Roman bir nevi topluma tutulan aynadır. Daha derine inersek doğduğun ülkeye, büyüdüğün yere, ya da yaşadığın eve kadar aynadır. Romancılar elbette otobiyografi yazmıyor ama bunun izlerini görmek mümkün. Ben romanlarda birçok kez kendimi buldum. Birçok bana benzer kişiye rastladım. Hayatımıza romanlarla yön vermesek de insanların hayatlarından gördüğümüz bazı izler bizim hayatımıza kararlarımıza da yansıyor.
Aslında roman okuyan ve okumayan arasındaki fark çok bellidir. Bizim bir hayatımız var. Bir kere doğuyoruz ve bir kere ölüyoruz. Bir cümleye sığdırabilecek kadar kısa hayatımız. Ama romanlarda farklı hayatlara yelken açıyoruz. Öyle ki roman okurken bazen lise öğrencisi olmuyoruz. Öyle ki yıllar önce yaşamış bir ailenin evine gidiyoruz. Ya da Karadeniz’den kalkıp Amasya’nın küçük bir köyünde konaklıyoruz. Ya da genç bir üniversite öğrencisi ile yurt dışına çıkıyoruz. Ve bunlara benzer bir sürü şey daha… Bunların hepsini tek bir yaşama deneyimleyemeyiz. Ama bir roman okuru bilir ki bunları deneyimlemek için illa da uzun yıllara ihtiyacımız yoktur. Biz kitap kitap gezerek deyip farklı yaşamlara dokunabiliriz. Farklı acılara farklı sevinçlere ortak olabiliriz. Asla düşüncesini savunmadığımız birinin çektiği zorlukları izleyebiliriz. Bunları yapmak ya da yapmamak aslında olay tam olarak da budur. Sadece salonundaki koltukta yatıp mahallenin bakkalına uğrayarak, parkta satılan dondurmaları yiyerek de ömür geçer. Hatta çoğumuzun ömrü böyle geçer. Az okur çok konuşur, çok çalışırız. Günün sonunda hepimiz bir şekilde yirmi dört saati tamamlıyoruz. Yirmi dört saat dolduğunda ise diğer yirmi dört saati doldurmaya çalışıyoruz. Peki, nasıl dolduruyoruz hayatımızı? Her şey burada aslında. Salonun kanepesinin, mahallenin bakkalının ya da ilçenin parkının dışına da çıkabilirsin. Yüz yıl öncesine de gidebilirsin, dünyanın diğer ucuna da. İşte bu tamamen bize kalmış. Ama şunu da ekleyeyim sadece salondaki kanepe de oturmaktan dizlerimiz ağrımasın.
Farklı insanların yanına gidelim ki ufkumuz açılsın.
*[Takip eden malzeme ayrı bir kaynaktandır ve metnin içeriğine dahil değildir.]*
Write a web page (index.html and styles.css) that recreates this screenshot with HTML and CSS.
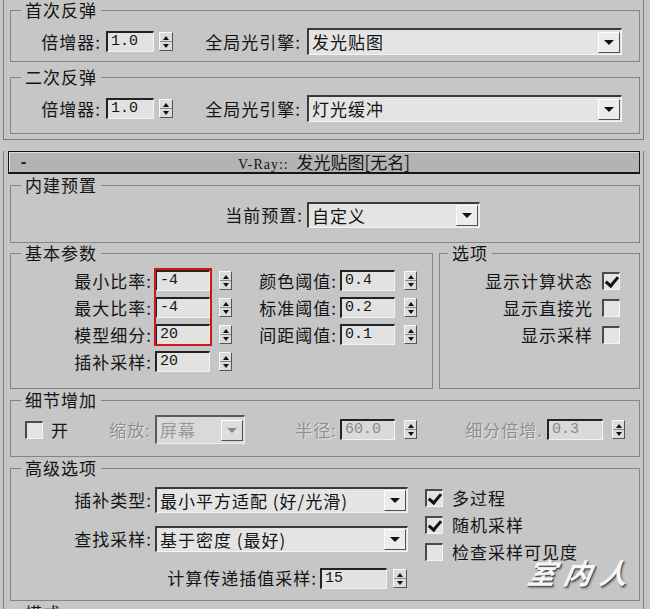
FILE: index.html
```html
<!DOCTYPE html>
<html>
<head lang="zh">
    <meta charset="UTF-8">
    <title>V-Ray 发光贴图</title>
    <link rel="stylesheet" href="styles.css">
</head>
<body>
<div class="roll roll-top">
    <fieldset class="grp g1">
        <legend>首次反弹</legend>
        <div class="row r29">
            <span class="lbl w90">倍增器:</span>
            <span class="num n48">1.0</span>
            <span class="spin"></span>
            <span class="lbl w128">全局光引擎:</span>
            <span class="sel s315"><span class="txt">发光贴图</span><span class="arr"></span></span>
        </div>
    </fieldset>
    <fieldset class="grp g2">
        <legend>二次反弹</legend>
        <div class="row r29">
            <span class="lbl w90">倍增器:</span>
            <span class="num n48">1.0</span>
            <span class="spin"></span>
            <span class="lbl w128">全局光引擎:</span>
            <span class="sel s315"><span class="txt">灯光缓冲</span><span class="arr"></span></span>
        </div>
    </fieldset>
</div>

<div class="roll roll-main">
    <div class="head">
        <span class="minus">-</span>
        <span class="title"><span class="vr">V-Ray::</span> 发光贴图[无名]</span>
        <span></span>
    </div>

    <fieldset class="grp g-preset">
        <legend>内建预置</legend>
        <div class="row r28">
            <span class="lbl w292">当前预置:</span>
            <span class="sel s173"><span class="txt">自定义</span><span class="arr"></span></span>
        </div>
    </fieldset>

    <div class="split">
        <fieldset class="grp g-basic">
            <legend>基本参数</legend>
            <div class="rows">
                <div class="row r27">
                    <span class="lbl w141">最小比率:</span>
                    <span class="num">-4</span>
                    <span class="spin"></span>
                    <span class="lbl w105">颜色阈值:</span>
                    <span class="num">0.4</span>
                    <span class="spin"></span>
                </div>
                <div class="row r27">
                    <span class="lbl w141">最大比率:</span>
                    <span class="num">-4</span>
                    <span class="spin"></span>
                    <span class="lbl w105">标准阈值:</span>
                    <span class="num">0.2</span>
                    <span class="spin"></span>
                </div>
                <div class="row r27">
                    <span class="lbl w141">模型细分:</span>
                    <span class="num">20</span>
                    <span class="spin"></span>
                    <span class="lbl w105">间距阈值:</span>
                    <span class="num">0.1</span>
                    <span class="spin"></span>
                </div>
                <div class="row r27">
                    <span class="lbl w141">插补采样:</span>
                    <span class="num">20</span>
                    <span class="spin"></span>
                </div>
                <div class="mark"></div>
            </div>
        </fieldset>
        <fieldset class="grp g-opt">
            <legend>选项</legend>
            <div class="row r27 end">
                <span>显示计算状态</span>
                <span class="chk on"></span>
            </div>
            <div class="row r27 end">
                <span>显示直接光</span>
                <span class="chk"></span>
            </div>
            <div class="row r27 end">
                <span>显示采样</span>
                <span class="chk"></span>
            </div>
        </fieldset>
    </div>

    <fieldset class="grp g-detail">
        <legend>细节增加</legend>
        <div class="row r29">
            <span class="chk first"></span>
            <span class="on-lbl">开</span>
            <span class="lbl w82 dis">缩放:</span>
            <span class="sel s90 off"><span class="txt">屏幕</span><span class="arr"></span></span>
            <span class="lbl w92 dis">半径:</span>
            <span class="num off">60.0</span>
            <span class="spin"></span>
            <span class="lbl w126 dis">细分倍增.</span>
            <span class="num off n56">0.3</span>
            <span class="spin"></span>
        </div>
    </fieldset>

    <fieldset class="grp g-adv">
        <legend>高级选项</legend>
        <div class="adv">
            <div class="adv-left">
                <div class="row r28">
                    <span class="lbl w141">插补类型:</span>
                    <span class="sel s253"><span class="txt">最小平方适配 (好/光滑)</span><span class="arr"></span></span>
                </div>
                <div class="row r28">
                    <span class="lbl w141">查找采样:</span>
                    <span class="sel s253"><span class="txt">基于密度 (最好)</span><span class="arr"></span></span>
                </div>
                <div class="row r28">
                    <span class="lbl w306">计算传递插值采样:</span>
                    <span class="num n67">15</span>
                    <span class="spin sp14"></span>
                </div>
            </div>
            <div class="adv-right">
                <div class="row r27"><span class="chk on"></span><span class="ck-lbl">多过程</span></div>
                <div class="row r27"><span class="chk on"></span><span class="ck-lbl">随机采样</span></div>
                <div class="row r27"><span class="chk"></span><span class="ck-lbl">检查采样可见度</span></div>
            </div>
        </div>
    </fieldset>

    <fieldset class="grp g-mode">
        <legend>模式</legend>
        <div class="row r29"></div>
    </fieldset>
</div>

<div class="stamp">室内人</div>
</body>
</html>
```

FILE: styles.css
```css
*{
    margin:0;
    padding:0;
    box-sizing:border-box;
}
body{
    width:650px;
    height:609px;
    overflow:hidden;
    position:relative;
    background:#c6c6c6;
    color:#141414;
    font-family:"Noto Sans CJK SC","Liberation Sans",sans-serif;
    font-size:17px;
    line-height:20px;
    letter-spacing:1px;
}

/* rollouts */
.roll{
    margin-left:3px;
    width:641px;
    border-left:1px solid #7c7c7c;
    border-right:1px solid #7c7c7c;
    padding:0 3px 0 6px;
}
.roll-top{
    border-bottom:1px solid #7c7c7c;
    padding-bottom:5px;
}
.roll-main{
    margin-top:23px;
    height:470px;
}
.head{
    display:grid;
    grid-template-columns:1fr auto 1fr;
    align-items:center;
    height:23px;
    margin:-12px 0 0 -2px;
    background:#b3b3b3;
    border:1px solid #161616;
    border-bottom-width:2px;
    box-shadow:inset 1px 1px 0 #dedede;
}
.minus{
    padding-left:10px;
    font-family:"Liberation Mono",monospace;
    font-size:15px;
    font-weight:700;
}
.title{
    white-space:nowrap;
    letter-spacing:0;
}
.vr{
    font-family:"Liberation Serif",serif;
    font-size:14px;
    letter-spacing:1px;
    margin-right:4px;
}

/* group boxes */
.grp{
    border:1px solid #858585;
    min-width:0;
}
.grp legend{
    margin-left:10px;
    padding:0 4px;
}
.g1{padding:7px 0 5px;}
.g2{margin-top:5px;padding:7px 0 10px;}
.g-preset{margin-top:1px;padding:6px 0 13px;}
.split{
    display:flex;
}
.g-basic{
    width:423px;
    padding:4px 0 13px;
}
.g-opt{
    flex:1;
    margin-left:6px;
    padding:4px 19px 13px 0;
}
.g-opt legend{margin-left:8px;}
.g-detail{margin-top:1px;padding:5px 0 12px;}
.g-adv{margin-top:1px;padding:8px 0 8px;}
.g-mode{margin-top:2px;padding:5px 0 8px;}

.rows{position:relative;}
.mark{
    position:absolute;
    left:143px;
    top:1px;
    width:58px;
    height:78px;
    border:2px solid #d21616;
}

.row{
    display:flex;
    align-items:center;
}
.r29{height:29px;}
.r28{height:28px;}
.r27{height:27px;}
.end{justify-content:flex-end;}

.lbl{
    flex:none;
    text-align:right;
    white-space:nowrap;
}
.w82{width:82px;}
.w90{width:90px;}
.w92{width:92px;}
.w105{width:105px;}
.w126{width:126px;}
.w128{width:128px;}
.w141{width:141px;}
.w292{width:292px;}
.w306{width:306px;}
.dis{
    color:#8e8e8e;
    text-shadow:1px 1px 0 #e8e8e8;
}

/* number fields */
.num{
    flex:none;
    width:55px;
    height:21px;
    margin-left:3px;
    padding-left:3px;
    background:#e2e2e2;
    border-style:solid;
    border-width:2px 1px 1px 2px;
    border-color:#232323 #f2f2f2 #f2f2f2 #232323;
    font-family:"Liberation Mono",monospace;
    font-size:15px;
    line-height:18px;
    letter-spacing:0;
}
.n48{width:48px;margin-left:5px;}
.n56{width:56px;margin-left:4px;}
.n67{width:67px;}
.num.off{
    color:#8a8a8a;
    background:#dadada;
}

/* spinners */
.spin{
    flex:none;
    width:13px;
    height:19px;
    margin-left:9px;
    padding:3px 0 2px;
    display:flex;
    flex-direction:column;
    align-items:center;
    justify-content:space-between;
    background:linear-gradient(#dcdcdc 8px,#8a8a8a 8px,#8a8a8a 9px,#dcdcdc 9px);
    border:1px solid;
    border-color:#f8f8f8 #555 #555 #f8f8f8;
}
.spin::before{
    content:"";
    border-left:3px solid transparent;
    border-right:3px solid transparent;
    border-bottom:4px solid #111;
}
.spin::after{
    content:"";
    border-left:3px solid transparent;
    border-right:3px solid transparent;
    border-top:4px solid #111;
}
.g1 .spin,.g2 .spin{width:14px;margin-left:5px;}
.sp14{width:14px;margin-left:6px;}

/* dropdowns */
.sel{
    flex:none;
    display:flex;
    align-items:center;
    height:27px;
    padding-left:3px;
    background:#e4e4e4;
    border-style:solid;
    border-width:2px 1px 1px 2px;
    border-color:#3a3a3a #f4f4f4 #f4f4f4 #3a3a3a;
}
.sel .txt{
    flex:1;
    white-space:nowrap;
}
.arr{
    flex:none;
    width:22px;
    height:21px;
    margin-right:1px;
    display:flex;
    align-items:center;
    justify-content:center;
    background:#ececec;
    border:1px solid;
    border-color:#fff #505050 #505050 #fff;
}
.arr::before{
    content:"";
    border-left:5px solid transparent;
    border-right:5px solid transparent;
    border-top:5px solid #111;
}
.s315{width:315px;margin-left:6px;}
.s173{width:173px;margin-left:4px;height:26px;}
.s253{width:253px;margin-left:3px;height:26px;}
.s90{width:90px;margin-left:4px;height:29px;}
.sel.off{
    color:#9a9a9a;
    background:#d9d9d9;
    border-color:#5a5a5a #eee #eee #5a5a5a;
}
.sel.off .arr{background:#dedede;}
.sel.off .arr::before{border-top-color:#8a8a8a;}

/* checkboxes */
.chk{
    flex:none;
    position:relative;
    width:18px;
    height:18px;
    margin-left:9px;
    background:#e4e4e4;
    border-style:solid;
    border-width:2px 1px 1px 2px;
    border-color:#4a4a4a #f4f4f4 #f4f4f4 #4a4a4a;
}
.chk.on::after{
    content:"";
    position:absolute;
    left:4px;
    top:0;
    width:5px;
    height:10px;
    border-right:3px solid #111;
    border-bottom:3px solid #111;
    transform:rotate(40deg);
}
.chk.first{margin-left:14px;}
.on-lbl{
    flex:none;
    width:18px;
    margin-left:8px;
}

/* advanced options */
.adv{display:flex;}
.adv-left{
    width:414px;
    display:flex;
    flex-direction:column;
    gap:11px;
}
.adv-right{margin-top:-2px;}
.adv-right .chk{margin-left:0;}
.ck-lbl{margin-left:9px;}

/* watermark */
.stamp{
    position:absolute;
    left:528px;
    top:555px;
    font-size:28px;
    line-height:34px;
    letter-spacing:8px;
    font-weight:700;
    font-style:italic;
    color:#f6f6f6;
    text-shadow:1px 1px 0 #4a4a4a,2px 2px 2px #777;
    transform:skewX(-10deg);
}
```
Farklı düşüncelere kulak verelim. Farklı zihinler tanıyalım. Eğer bir sürü zihinde konaklarsak bu sefer karşılaştığımız zihinleri de anlamamız daha kolay olur. Kendi kafamızda dönen soruları da kendinizi anlamak adına geliştirmek adına bir adımımız daha olur. Adımın büyüklüğü ya da küçüklüğü bize kalmış.
Dediğim gibi her şey yapmak ya da yapmamaktan geçiyor. Farklı rüyaları gezebiliriz ya da sadece kahvaltı da gördüğümüz rüyayı diğerlerine anlatırız.